Ahmed Kamel – Egypt Daily News
The Trump administration is preparing to dramatically raise the cost of H-1B visa applications, proposing a staggering $100,000 fee per petition, a move that would significantly reshape access to the United States’ most popular skilled worker visa program. The proposal, confirmed by a White House official speaking on condition of anonymity, is expected to be enacted through a presidential proclamation that could be signed as early as Friday.
The proposed fee would represent an unprecedented increase, far exceeding the current cost of filing an H-1B visa petition, which typically ranges between $1,700 and $4,500 depending on the employer and whether the applicant uses premium processing. The H-1B program has long been utilized by major technology firms such as Amazon, Microsoft, Google, and IBM to recruit global talent for jobs in software engineering, data science, and other specialized fields.
According to data from the U.S. Department of Labor, Amazon was the top recipient of H-1B visas in 2024, securing over 10,000 approvals, followed by a mix of multinational tech companies and Indian outsourcing firms such as Tata Consultancy Services, Infosys, and Wipro.
While the administration claims the new fee is intended to safeguard American jobs and improve wages, critics argue it is a politically motivated move that could harm the U.S. economy, stifle innovation, and exacerbate labor shortages in key industries.
The H-1B program was originally established in 1990 to allow U.S. employers to temporarily hire foreign workers in “specialty occupations” that require at least a bachelor’s degree in fields where domestic talent is scarce such as science, technology, engineering, and mathematics (STEM). Each year, the program is capped at 65,000 new visas, with an additional 20,000 reserved for individuals holding advanced degrees from U.S. institutions.
Despite its intentions, the program has become a lightning rod for controversy. Critics contend that some companies use H-1B workers as a cost-cutting measure, hiring foreign labor at lower wages than would be paid to equally qualified U.S. workers. Under current rules, employers must pay the prevailing wage or the actual wage for the job whichever is higher, but critics claim this standard is routinely undercut by misclassifying job roles or listing them at the lowest wage levels.
The Trump administration’s planned fee hike is just one element of a broader effort to reform the program. In addition to imposing the $100,000 fee, the president is expected to direct the Department of Labor to begin a rule-making process that would update wage level requirements and potentially prioritize visa approvals for companies offering the highest salaries.
Supporters of the reform, including labor unions like the AFL-CIO, have long argued that the current lottery-based system for allocating H-1B visas encourages abuse and favors outsourcing companies over employers offering stable, long-term employment. They advocate for a system that awards visas based on salary thresholds and job quality, rather than random selection.
Indeed, the visa lottery has drawn increasing scrutiny. In 2024, the number of lottery submissions fell nearly 40% after new rules were introduced to limit multiple entries by the same applicant—an issue that federal authorities acknowledged had been exploited to boost selection odds. Under the revised system, each applicant was limited to a single entry, regardless of how many job offers they received.

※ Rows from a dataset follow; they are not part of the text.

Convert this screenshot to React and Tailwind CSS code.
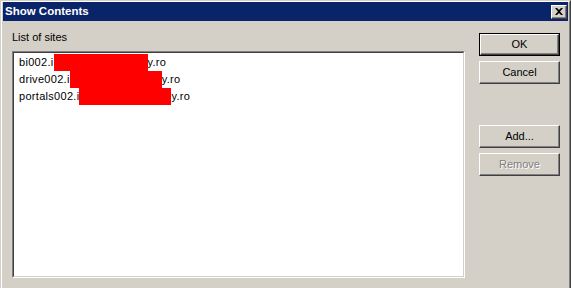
import React from 'react';

function Btn({ label, isDefault, disabled }) {
  const face = (
    <div
      className={`flex items-center justify-center h-full w-full bg-[#d4d0c8] border-t border-l border-t-white border-l-white border-b border-r border-b-[#404040] border-r-[#404040] shadow-[inset_-1px_-1px_0_#808080] ${
        disabled ? 'text-[#808080] [text-shadow:1px_1px_0_#ffffff]' : 'text-black'
      }`}
    >
      {label}
    </div>
  );
  if (isDefault) {
    return <div className="h-[23px] w-[81px] border border-black">{face}</div>;
  }
  return <div className="h-[23px] w-[81px]">{face}</div>;
}

function Row({ pre, red, post }) {
  return (
    <div className="flex h-[17px] items-start leading-[17px] whitespace-nowrap tracking-[0.3px]">
      <span>{pre}</span>
      <span className={`inline-block h-[17px] bg-[#ff0000] ${red}`}></span>
      <span>{post}</span>
    </div>
  );
}

export default function App() {
  return (
    <div className="w-[571px] h-[288px] overflow-hidden bg-[#d4d0c8] text-[11px] font-['Liberation_Sans',Arial,sans-serif] text-black">
      <div className="h-full border-t border-l border-t-[#d4d0c8] border-l-[#d4d0c8] border-r border-r-[#404040]">
        <div className="h-full border-t border-l border-t-white border-l-white border-r border-r-[#808080] pl-px pr-px">
          {/* title bar */}
          <div className="flex items-center h-[19px] bg-[#0a246a] pl-[2px] pr-[1px]">
            <span className="flex-1 text-white font-bold text-[11.5px] leading-none">Show Contents</span>
            <div className="flex items-center justify-center w-[16px] h-[14px] bg-[#d4d0c8] border-t border-l border-t-white border-l-white border-b border-r border-b-[#404040] border-r-[#404040] shadow-[inset_-1px_-1px_0_#808080]">
              <svg width="8" height="7" viewBox="0 0 8 7">
                <path d="M0 0h2l2 2 2-2h2L5 3.5 8 7H6L4 5 2 7H0l3-3.5z" fill="#000" />
              </svg>
            </div>
          </div>

          {/* body */}
          <div className="flex">
            <div className="pl-[9px] pt-[10px]">
              <div className="h-[13px] leading-[13px]">List of sites</div>
              <div className="mt-[7px] w-[453px] h-[227px] border-t border-l border-t-[#808080] border-l-[#808080] border-b border-r border-b-white border-r-white">
                <div className="h-full border-t border-l border-t-[#404040] border-l-[#404040] border-b border-r border-b-[#d4d0c8] border-r-[#d4d0c8] bg-white pl-[5px] pt-[1px]">
                  <Row pre="bi002.i" red="w-[94px]" post="y.ro" />
                  <Row pre="drive002.i" red="w-[92px]" post="y.ro" />
                  <Row pre="portals002.i" red="w-[92px]" post="y.ro" />
                </div>
              </div>
            </div>

            <div className="ml-[14px] pt-[12px] flex flex-col">
              <Btn label="OK" isDefault />
              <div className="mt-[5px]">
                <Btn label="Cancel" />
              </div>
              <div className="mt-[41px]">
                <Btn label="Add..." />
              </div>
              <div className="mt-[5px]">
                <Btn label="Remove" disabled />
              </div>
            </div>
          </div>
        </div>
      </div>
    </div>
  );
}
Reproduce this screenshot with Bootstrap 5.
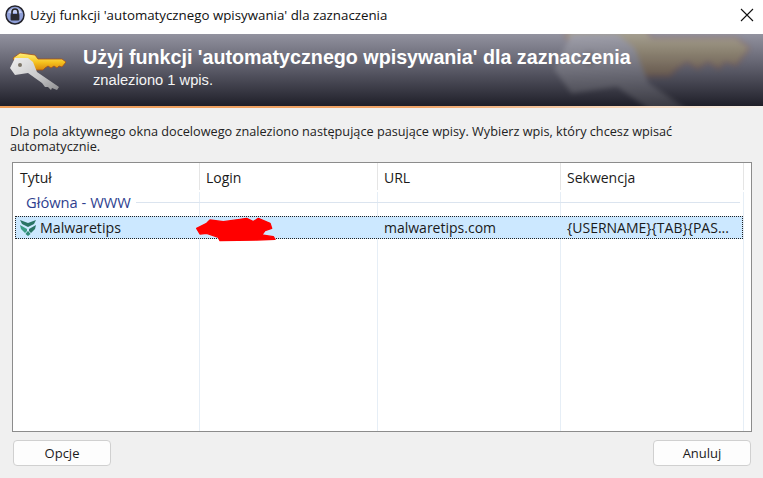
<!DOCTYPE html>
<html lang="pl">
<head>
<meta charset="utf-8">
<title>Autotype</title>
<link href="https://cdn.jsdelivr.net/npm/bootstrap@5.3.0/dist/css/bootstrap.min.css" rel="stylesheet">
<style>
html,body{height:100%;overflow:hidden}
body{background:#f0f0f0;font-family:"Open Sans","Noto Sans",sans-serif;font-size:12px;color:#1a1a1a}
.dlg{height:478px;width:763px}
.tbar{height:34px;background:#fff;padding:0 0 4px 5px;gap:5px}
.tbar-text{font-size:13.3px;color:#111;padding-top:2px}
.tbar-close{width:14px;height:14px;margin-right:9px}
.banner{height:72px;position:relative;overflow:hidden;background:linear-gradient(180deg,#92929f 0%,#5f5f6c 45%,#1f1f29 100%)}
.banner-key{position:absolute;left:554px;top:-28px;opacity:.17;filter:blur(2.5px)}
.banner-main{padding:12px 0 0 10px;gap:17px;position:relative}
.banner-icon{margin-top:4px}
.b-title{font-family:"Liberation Sans",sans-serif;font-weight:700;font-size:19.7px;line-height:23px;color:#fff;white-space:nowrap}
.b-sub{font-family:"Liberation Sans",sans-serif;font-size:14.7px;line-height:18px;color:#f4f4f4;padding-left:10px;margin-top:2px}
.accent{height:2px;background:linear-gradient(90deg,#ee9d58 0%,#f0a468 55%,#f6dcc4 85%,#f3efeb 100%)}
.desc{padding:16px 10px 0 10px;font-size:12.7px;line-height:15px;height:54px;color:#222}
.lv{margin:0 11px 0 12px;height:270px;background:#fff;border:1px solid #8c8c8c;position:relative;overflow:hidden}
.col-a{width:187px}.col-b{width:178px}.col-c{width:183px}.col-d{width:183px}
.lv-head{height:29px;font-size:14px;color:#1a1a1a}
.lv-head>div{padding:0 0 0 6px;line-height:29px;border-right:1px solid #e5e5e5;height:27px;white-space:nowrap}
.lv-head>.col-a{padding-left:7px}
.lv-grid{position:absolute;inset:29px 0 0 0;pointer-events:none}
.lv-grid>div{border-right:1px solid #e6eef6;height:100%}
.lv-group{height:20px;padding:0 11px 0 13px;gap:5px;color:#2f3f8f;font-size:14.7px;position:relative}
.lv-group span{white-space:nowrap}
.lv-group i{flex:1;height:1px;background:#dbe4ef}
.lv-row{height:23px;margin:4px 0 0 2px;width:728px;background:#cce8ff;border:1px dotted #222;font-size:14px;position:relative;color:#1a1a1a}
.lv-row>div{white-space:nowrap;line-height:21px;overflow:hidden}
.lv-row .col-a{width:184px;padding-left:4px;display:flex;align-items:center;gap:4px}
.lv-row .col-a span{font-size:14.2px}
.lv-row .col-b{width:178px;position:relative;overflow:visible}
.lv-row .col-c{padding-left:6px}
.lv-row .col-d{padding-left:6px;width:181px}
.scrib{position:absolute;left:-10px;top:-7px;overflow:visible}
.foot{padding:8px 12px 0 13px}
.wbtn{width:98px;height:26px;padding:0;background:#fdfdfd;border:1px solid #d0d0d0;border-radius:4px;font-size:13px;line-height:24px;color:#1a1a1a}
</style>
</head>
<body>
<svg width="0" height="0" class="position-absolute">
  <defs>
    <linearGradient id="ky" x1="0" y1="0" x2="0" y2="1"><stop offset="0" stop-color="#fff07a"/><stop offset=".55" stop-color="#f5c21e"/><stop offset="1" stop-color="#d8880c"/></linearGradient>
    <linearGradient id="kg" x1="0" y1="0" x2="1" y2="1"><stop offset="0" stop-color="#f0f0f0"/><stop offset=".6" stop-color="#c6c6c8"/><stop offset="1" stop-color="#8e8e90"/></linearGradient>
    <symbol id="keyart" viewBox="0 0 56 42">
      <path d="M3 8L10 3 25 5 28 9H52L56 12 52 17 49 16 47 18 44 16 41 18 38 16 35 18 33 20 20 20 6 14Z" fill="url(#ky)" stroke="#a5501a" stroke-width=".8"/>
      <path d="M0 18L5 8 18 8 23 12 27 22 49 37 47 40 42 38 41 40 38 37 35 37 32 33 18 23 5 25Z" fill="url(#kg)"/>
      <circle cx="10" cy="15" r="2" fill="#7c7568"/>
    </symbol>
  </defs>
</svg>
<div class="dlg d-flex flex-column">
  <div class="tbar d-flex align-items-center">
    <svg width="20" height="20" viewBox="0 0 20 20"><circle cx="10" cy="10" r="9" fill="#8f9fd8" stroke="#23232b" stroke-width="1.5"/><path d="M3 8a7.500 7.500 0 0 1 14 0z" fill="#c4cdf0"/><path d="M7 9V7a3 3 0 0 1 6 0v2" fill="none" stroke="#222" stroke-width="1.6"/><rect x="5.600" y="9" width="8.800" height="6.400" rx=".8" fill="#2a2a30"/></svg>
    <span class="tbar-text flex-grow-1">Użyj funkcji 'automatycznego wpisywania' dla zaznaczenia</span>
    <svg class="tbar-close" viewBox="0 0 14 14"><path d="M1 1l12 12M13 1L1 13" stroke="#111" stroke-width="1.1" fill="none"/></svg>
  </div>
  <div class="banner">
    <svg class="banner-key" width="196" height="147"><use href="#keyart"/></svg>
    <div class="banner-main d-flex">
      <svg class="banner-icon flex-shrink-0" width="56" height="42"><use href="#keyart"/></svg>
      <div>
        <div class="b-title">Użyj funkcji 'automatycznego wpisywania' dla zaznaczenia</div>
        <div class="b-sub">znaleziono 1 wpis.</div>
      </div>
    </div>
  </div>
  <div class="accent"></div>
  <div class="desc">Dla pola aktywnego okna docelowego znaleziono następujące pasujące wpisy. Wybierz wpis, który chcesz wpisać automatycznie.</div>
  <div class="lv">
    <div class="lv-grid d-flex"><div class="col-a"></div><div class="col-b"></div><div class="col-c"></div><div class="col-d"></div></div>
    <div class="lv-head d-flex"><div class="col-a">Tytuł</div><div class="col-b">Login</div><div class="col-c">URL</div><div class="col-d">Sekwencja</div></div>
    <div class="lv-group d-flex align-items-center"><span>Główna - WWW</span><i></i></div>
    <div class="lv-row d-flex">
      <div class="col-a">
        <svg width="16" height="16" viewBox="0 0 16 16" class="flex-shrink-0"><path d="M0 0L8 3 16 0 14 4 8 7 2 4Z" fill="#2a7464"/><path d="M0 5L7 9V11L5 13 1 9Z" fill="#3a9c84"/><path d="M16 5L9 9V11L11 13 15 9Z" fill="#2a7464"/><path d="M7 12L8 11 9 12 10.500 14 8 16 5.500 14Z" fill="#2f8a76"/></svg>
        <span>Malwaretips</span>
      </div>
      <div class="col-b"><svg class="scrib" width="100" height="40" viewBox="0 0 300 120"><path d="M20 55L50 40 60 30 100 35 150 28 170 25 190 35 205 25 240 40 245 55 225 62 215 75 250 80 255 88 200 90 90 92 85 82 50 70 30 72Z" fill="#ff0000" stroke="#ff0000" stroke-width="4" stroke-linejoin="round"/></svg></div>
      <div class="col-c">malwaretips.com</div>
      <div class="col-d">{USERNAME}{TAB}{PAS...</div>
    </div>
  </div>
  <div class="foot d-flex justify-content-between">
    <button type="button" class="btn wbtn">Opcje</button>
    <button type="button" class="btn wbtn">Anuluj</button>
  </div>
</div>
</body>
</html>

Doug Rand, a former policy advisor at the U.S. Citizenship and Immigration Services (USCIS), described the current system as having a “split personality disorder.” According to Rand, roughly half of all H-1B visas go to large companies offering long-term employment, while the other half are claimed by staffing or consulting firms, some of which are single-person operations that exist primarily to subcontract foreign workers to other businesses.
“They’re basically entering the lottery so they can hire people that they then rent out to larger companies,” Rand said. “There’s a lot of misbehavior and chicanery in this part of the system.”
The proposed $100,000 fee, if implemented, would likely price out smaller firms and consulting agencies that rely on volume rather than high salaries. Critics warn, however, that it could also discourage legitimate companies from hiring international talent, thereby limiting the U.S.’s competitiveness in global tech and research sectors.
The policy shift comes as part of a broader immigration platform that seeks to limit both legal and illegal immigration, and follows other restrictions placed on work visas during Trump’s presidency. Notably, it stands in contrast to the personal history of First Lady Melania Trump, who came to the U.S. in 1996 on an H-1B visa to work as a model.
The new policy is expected to be met with legal challenges from businesses and immigration advocates alike. Yet it underscores a broader political narrative: an appeal to voters who feel the American labor market has been undermined by globalization and foreign competition.
As the 2024 presidential election looms, Trump’s move is likely to galvanize both supporters and opponents. While some see the H-1B crackdown as a long-overdue correction to a flawed system, others view it as an economically damaging decision that punishes legitimate businesses and deters global talent from contributing to the American workforce.
For now, businesses, workers, and universities are watching closely, bracing for what could be a fundamental transformation in the U.S. approach to high-skilled immigration.